I still had his collar balled in my hand and his shoulders raised well off the chair. I grabbed a pair of forceps with my spare hand and started probing his nostrils.
“Okay,” he muttered weepily. “Okay, okay.”
I set him down.
He smoothed out his rumpled shirt and winced again at the aching tooth.
“I’m sure they have your family records,” he said, “and I’m sure they’re as thorough as anyone’s.”
“My family records?”
“Everything you’ve wanted to know,” he said, “whether you’ve known it or not: who you are, where you come from, to whom you belong. To whom you belong, Doctor.” Forgetting the tooth, he smiled at me, then quickly resumed wincing. “But that’s not how they’re going about things now. By now they have enough reclaimants. They’re interested in finding out who among the reclaimed will elect the old way of life on the strength of the message alone.”
“What is a reclaimant?”
“Someone reclaimed from the diluted bloodlines and forced conversions of the diaspora. Haven’t they been in touch with you?”
“No,” I said.
“That’s irresponsible,” he said and, with one swipe to the left and one swipe to the right, expressed dismay in the crisping up of his wilting mustache hairs. “I think that’s irresponsible. But they have their reasons. Listen,” he said. “If they won’t tell you, I will.

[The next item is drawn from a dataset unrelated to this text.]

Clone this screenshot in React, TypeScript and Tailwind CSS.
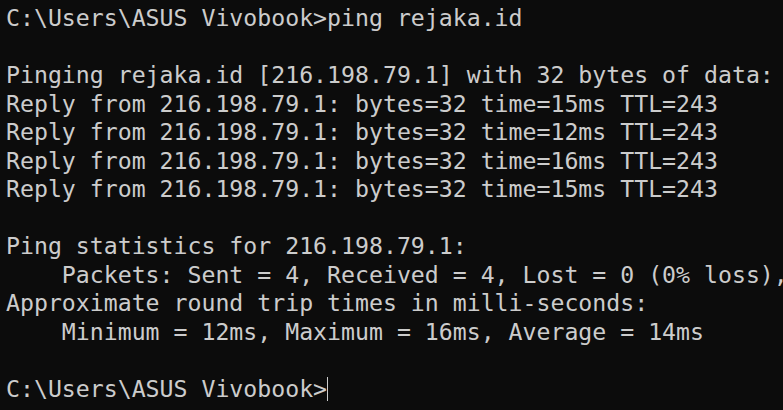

You belong to a lost heritage. A counterhistory. Your genes prove it: that’s where our history resides. It’s inescapable, it extends back hundreds of years. I don’t have your specific details, but I’m sure Arthur does.”
“Who’s Arthur?”
“Grant Arthur. He’s the one who found you. You belong,” he said. “You’re as old as the Egyptians and even older than the Jews.”
“I should knock your teeth out for the things you people are saying about the Jews!”
“Wait!” he cried, gripping the arms of the chair and throwing his body back, away from my fists. “What are we saying about the Jews? Nothing bad! We feel a kinship with the Jews. We use the Jews as a point of reference, that’s all. Do you think we should use the Native Americans? I find them more apropos, personally. The accusation of heathenry, the mass slaughters, the subsequent history of alcoholism and suicide. The squalor of a once-great nation. But they lack a global reach. The history of the Jews is a helpful comparison, that’s all. Suffering shouldn’t be a competition.”
“It sounds like a competition when you read about it on Twitter,” I said.
“On Twitter,” he said, raising his eyebrows. “Hey, this outreach is really happening.” He ruminated a moment, scratching, with nervous automation, the pale groove that ran between the two halves of his mustache from nose to lip. “There was a lot of debate about the dangers of calling attention to ourselves. But Twitter… that’s significant. Well,” he said. “Anyway. Does that help clarify things?”
“Not at all,” I said. “Why are you here?”
He shot me a look full of incomprehension. “Why am I here? Why am I here?! Doctor, turn on that light and look inside this poor mouth!”
“You said you were leaving for Israel. What happened?”
He shook his head and sighed and reached up for his mustache again, stroking it this time with deliberate melancholy.